How to choose without overthinking it
Start with the nature of the problem, not the prestige of the solution. If you need regular support across multiple areas, want practical next steps, and need to stay cost-conscious, an AI coach is likely the better fit. If you need deep expertise on a specific issue with significant commercial or organisational risk, a consultant may be the right call.
Also be honest about how your business operates. If your plans tend to stall between meetings, if decisions pile up because nobody has time to structure them, or if you keep postponing support because the threshold feels too high, AI coaching solves a very real bottleneck. It gives you access to guidance at the point of need, which is often when business support is most valuable.
On the other hand, if the challenge sits in board dynamics, regulation, investor confidence, or a complicated organisational shift, human consultancy brings qualities AI should support rather than replace.
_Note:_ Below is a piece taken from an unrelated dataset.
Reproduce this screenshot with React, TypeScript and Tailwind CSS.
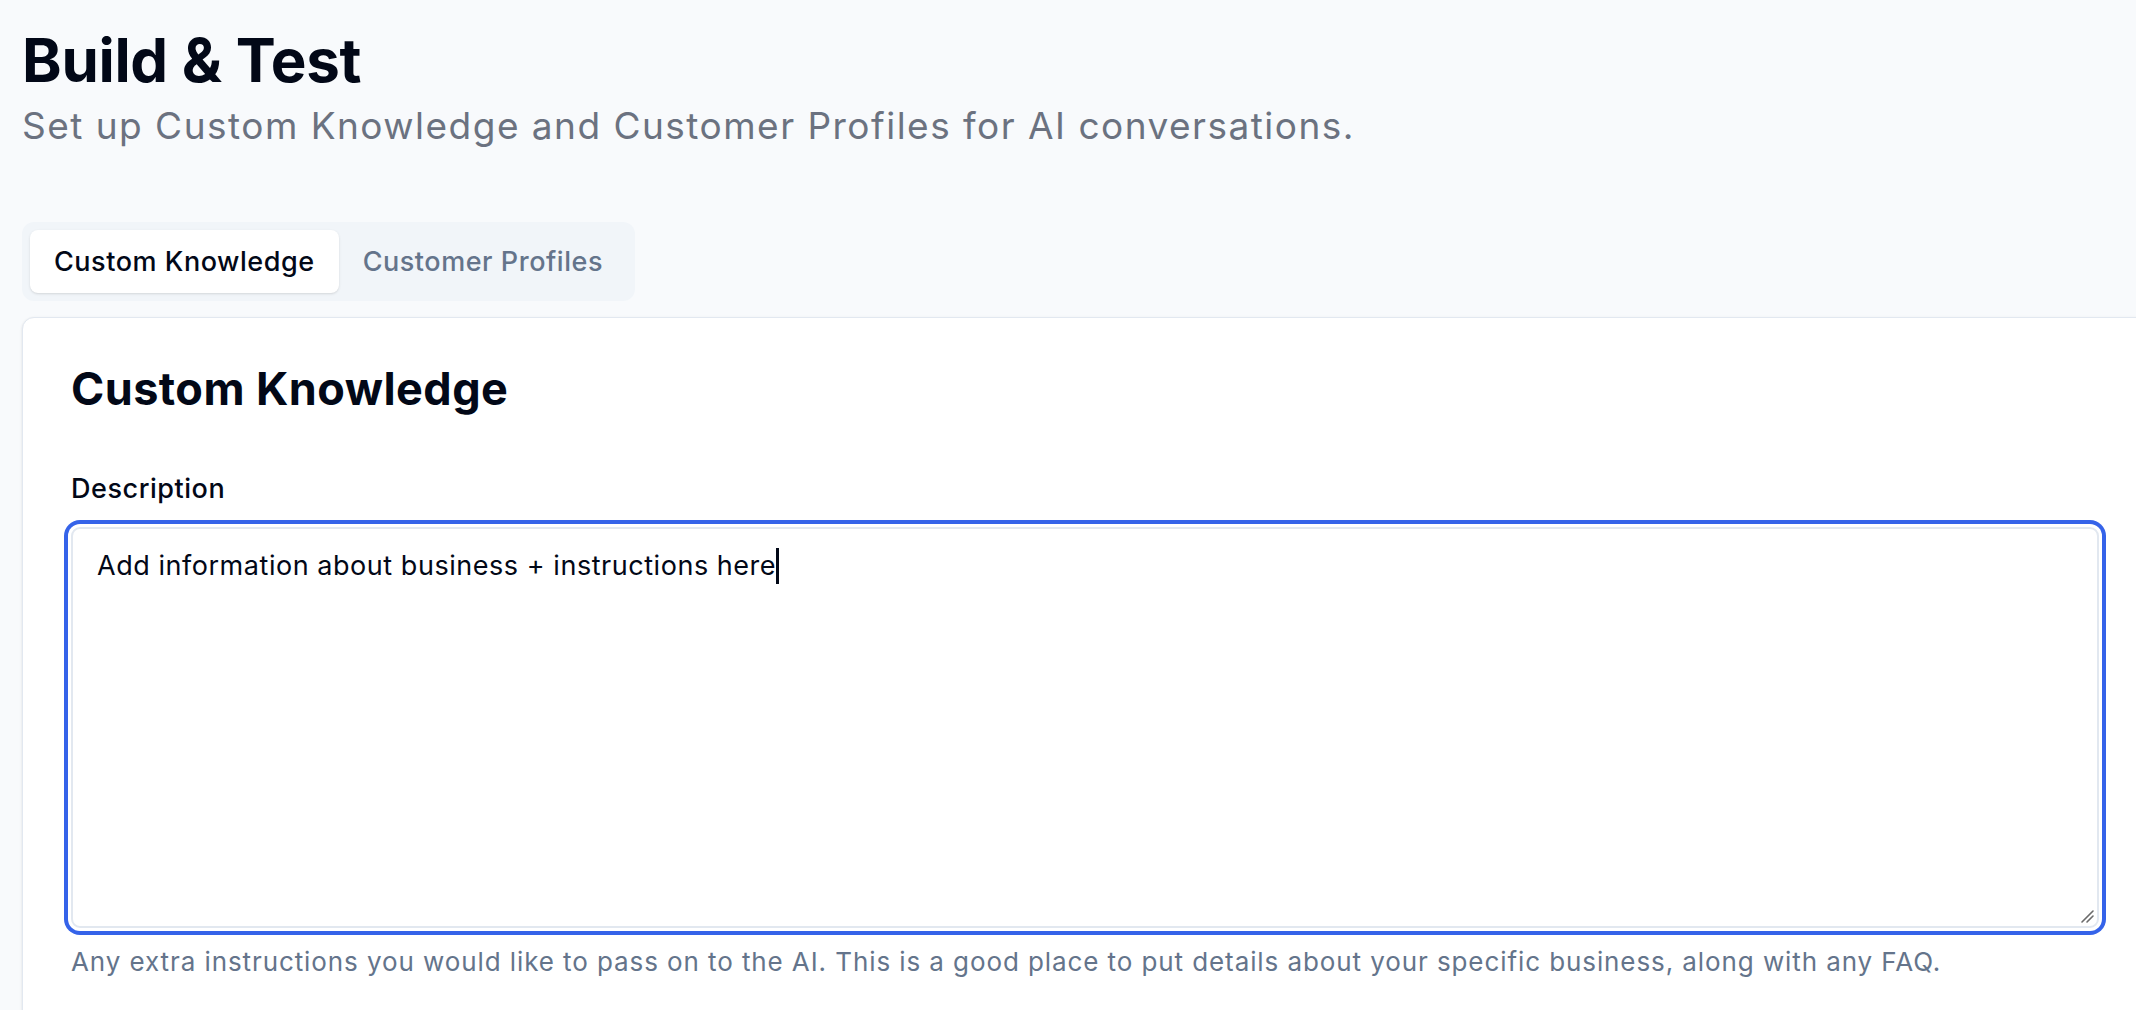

The smartest businesses are not choosing based on trend. They are choosing based on fit. The right support model is the one that helps you make stronger decisions, keep momentum and scale with confidence. If that means starting with an AI coach and adding human expertise only where it counts, that is not a compromise. It is good commercial judgement.
When you are building a business, the best support is not the most expensive or the most fashionable. It is the support you will actually use – consistently, confidently and in time to make a difference.